Did you put the 2.5K ohm pair in series or in parallel?

Or was it just replacing a pair of the 1K ohm resistors with a pair of 2.5K ohm resistors?
If so, that will bring the gain down to 5X. Which didn't make much of a difference in volume when I tried it myself.

You could try what I told you or buy a better pot. I usually buy 2 or 3 pots if I get generic ones. That way, I can choose the best from the lot.

Adding a resistor would be Like this:
Quote:



Your impedance resistor should be relatively larger value though. At least 10X the total resistance of the pot & added resistor.
 
Nov 26, 2002 at 5:30 AM Post #10 of 11
I replaced R3 with the new resistors. I messed around with the amp a little more on a long car drive back home to Virginia and I think the problem is that the pot may increase its resistance using the wrong scale (I guess the one I don't want would be linear...).
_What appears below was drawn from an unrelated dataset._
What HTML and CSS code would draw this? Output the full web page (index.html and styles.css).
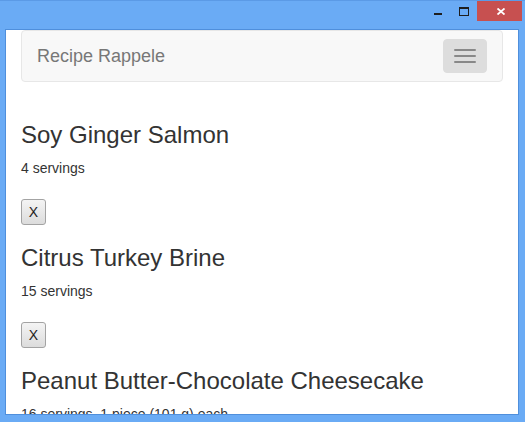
FILE: index.html
```html
<!DOCTYPE html>
<html>
<head>
<meta charset="utf-8">
<title>Recipe Rappele</title>
<link rel="stylesheet" href="styles.css">
</head>
<body>
<div class="window">
  <div class="titlebar">
    <div class="ctl ctl-min"><span class="dash"></span></div>
    <div class="ctl ctl-max"><span class="box"></span></div>
    <div class="ctl ctl-close">
      <svg width="8" height="7" viewBox="0 0 8 7"><path d="M0.5 0.5 L7.5 6.5 M7.5 0.5 L0.5 6.5" stroke="#fff" stroke-width="1.8" fill="none"/></svg>
    </div>
  </div>
  <div class="client">
    <div class="page">
      <nav class="navbar">
        <span class="brand">Recipe Rappele</span>
        <button class="toggle" type="button"><span class="bar"></span><span class="bar"></span><span class="bar"></span></button>
      </nav>
      <div class="recipe">
        <h3 class="title">Soy Ginger Salmon</h3>
        <p class="servings">4 servings</p>
        <div class="actions"><button class="remove" type="button">X</button></div>
      </div>
      <div class="recipe">
        <h3 class="title">Citrus Turkey Brine</h3>
        <p class="servings">15 servings</p>
        <div class="actions"><button class="remove" type="button">X</button></div>
      </div>
      <div class="recipe">
        <h3 class="title">Peanut Butter-Chocolate Cheesecake</h3>
        <p class="servings">16 servings, 1 piece (101 g) each</p>
        <div class="actions"><button class="remove" type="button">X</button></div>
      </div>
    </div>
  </div>
</div>
</body>
</html>
```

FILE: styles.css
```css
html, body {
  margin: 0;
  padding: 0;
  height: 100%;
}
body {
  background: #6aabf5;
  font-family: "Liberation Sans", Arial, sans-serif;
  overflow: hidden;
}
.window {
  height: 422px;
  box-sizing: border-box;
  border-top: 1px solid #5b9ae6;
  display: flex;
  flex-direction: column;
}
.titlebar {
  height: 28px;
  display: flex;
  justify-content: flex-end;
  align-items: flex-start;
  padding-right: 3px;
  flex: none;
}
.ctl {
  height: 20px;
  display: flex;
  justify-content: center;
  align-items: flex-start;
}
.ctl-min { width: 26px; }
.ctl-max { width: 26px; }
.ctl-close {
  width: 45px;
  background: #c75050;
}
.dash {
  display: block;
  width: 8px;
  height: 2px;
  margin-top: 12px;
  background: #1e1e1e;
}
.box {
  display: block;
  width: 8px;
  height: 6px;
  margin-top: 6px;
  border: 1px solid #1e1e1e;
  border-top-width: 2px;
}
.ctl-close svg {
  display: block;
  margin-top: 7px;
  margin-left: 2px;
}
.client {
  flex: 1;
  margin: 0 6px 7px 5px;
  border: 1px solid #4f8fdc;
  background: #fff;
  overflow: hidden;
}
.page {
  padding: 0 15px;
  color: #333;
  font-size: 14px;
  line-height: 20px;
  display: flex;
  flex-direction: column;
}
.navbar {
  height: 50px;
  flex: none;
  background: #f8f8f8;
  border: 1px solid #e7e7e7;
  border-radius: 4px;
  margin-bottom: 20px;
  display: flex;
  justify-content: space-between;
  align-items: flex-start;
}
.brand {
  padding: 15px;
  font-size: 18px;
  line-height: 20px;
  color: #777;
}
.toggle {
  margin: 8px 15px 0 0;
  padding: 9px 10px;
  width: 44px;
  height: 34px;
  box-sizing: border-box;
  background: #ddd;
  border: 1px solid #ddd;
  border-radius: 4px;
  display: flex;
  flex-direction: column;
  gap: 4px;
}
.bar {
  display: block;
  width: 22px;
  height: 2px;
  border-radius: 1px;
  background: #888;
}
.recipe {
  flex: none;
}
.title {
  margin: 20px 0 10px;
  font-size: 24px;
  font-weight: 500;
  line-height: 1.1;
}
.servings {
  margin: 0 0 10px;
}
.actions {
  padding-top: 10.5px;
  display: flex;
}
.remove {
  width: 25px;
  height: 26px;
  padding: 0;
  margin: 0;
  font-family: "Liberation Sans", Arial, sans-serif;
  font-size: 14px;
  color: #222;
  background: linear-gradient(#f4f4f4, #dcdcdc);
  border: 1px solid #a3a3a3;
  border-radius: 3px;
}
```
It seems to grow loud very quickly and then the volume does not increase too much from that point. I also added a volume knob now and the larger turning radius helps make it less sensitive. I think I'll keep it this way, I've got it to work so I don't feel too much compelled to toy with it at this junction.
 
Nov 26, 2002 at 9:49 AM Post #11 of 11
If that's a log taper pot (a.k.a. audio taper) then you've probably hooked it up wrong if it's changing volume rapidly even with a knob. It should change volume steadily -- the same amount of turn should give the same perceived jump in volume level, no matter where you are in the turn radius. But if you hook the pot up wrong, it can sort of work but with the smooth volume taper defeated.